ANTIQUES & CLLECTING: $30M Martin Luther King Auction That Never Was; Richard Edmonds Reports on the Private Sale of the Martin Luther King Jr. Archive That Escaped Auction to Return to Atlanta

The Birmingham Post (England), October 7, 2006 | Go to article overview

ANTIQUES & CLLECTING: $30M Martin Luther King Auction That Never Was; Richard Edmonds Reports on the Private Sale of the Martin Luther King Jr. Archive That Escaped Auction to Return to Atlanta


Byline: Richard Edmonds

A scheduled Sotheby's auction has resulted in the sale that never was, in that the most significant archive of one of the greatest reformers of the 20th century has been bought outright and is now preserved for posterity in his hometown.

After nearly a decade's joint effort by Sotheby's and the King Estate to place the archive in an appropriate institution, the Martin Luther King Jr. Collection was scheduled to be sold on June 30 this year.
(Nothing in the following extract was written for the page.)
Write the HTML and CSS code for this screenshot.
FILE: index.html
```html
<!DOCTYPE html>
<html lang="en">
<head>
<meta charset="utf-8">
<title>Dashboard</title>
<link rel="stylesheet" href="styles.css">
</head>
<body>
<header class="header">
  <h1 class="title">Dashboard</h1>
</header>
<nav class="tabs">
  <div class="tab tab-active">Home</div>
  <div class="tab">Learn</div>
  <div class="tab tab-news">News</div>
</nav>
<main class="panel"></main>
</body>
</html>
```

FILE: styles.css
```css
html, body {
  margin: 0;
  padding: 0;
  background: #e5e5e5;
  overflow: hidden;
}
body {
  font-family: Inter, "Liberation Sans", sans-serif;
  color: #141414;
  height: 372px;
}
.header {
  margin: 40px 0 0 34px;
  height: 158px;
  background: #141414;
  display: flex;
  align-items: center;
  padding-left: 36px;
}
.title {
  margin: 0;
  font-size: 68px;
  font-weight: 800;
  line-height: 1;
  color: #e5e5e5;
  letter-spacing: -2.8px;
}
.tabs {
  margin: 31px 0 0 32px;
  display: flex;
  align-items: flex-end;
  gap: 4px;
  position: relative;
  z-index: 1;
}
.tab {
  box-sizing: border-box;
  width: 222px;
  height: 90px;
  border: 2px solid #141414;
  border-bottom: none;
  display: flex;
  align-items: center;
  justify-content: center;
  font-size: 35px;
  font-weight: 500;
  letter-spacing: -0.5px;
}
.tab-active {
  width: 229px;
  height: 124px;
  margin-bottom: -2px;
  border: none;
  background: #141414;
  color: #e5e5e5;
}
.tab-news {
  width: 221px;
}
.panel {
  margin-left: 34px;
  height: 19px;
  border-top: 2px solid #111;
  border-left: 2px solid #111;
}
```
A monumental narrative and descriptive catalogue of the collection was therefore published, and a vast public exhibition was mounted displaying thousands of awe-inspiring items from Dr King's hand including his earliest theological writings from his undergraduate days at Morehouse College.

The exhibition, which drew hundreds of thousands of visitors, included King's sermons from every period of his life, texts of his most important speeches and addresses, including the famous "The Dream" speech, his Nobel Prize acceptance speech and lecture and drafts of various publications including his books Strength to Love and Why We Can't Wait as well as the magisterial Letter from Birmingham Jail.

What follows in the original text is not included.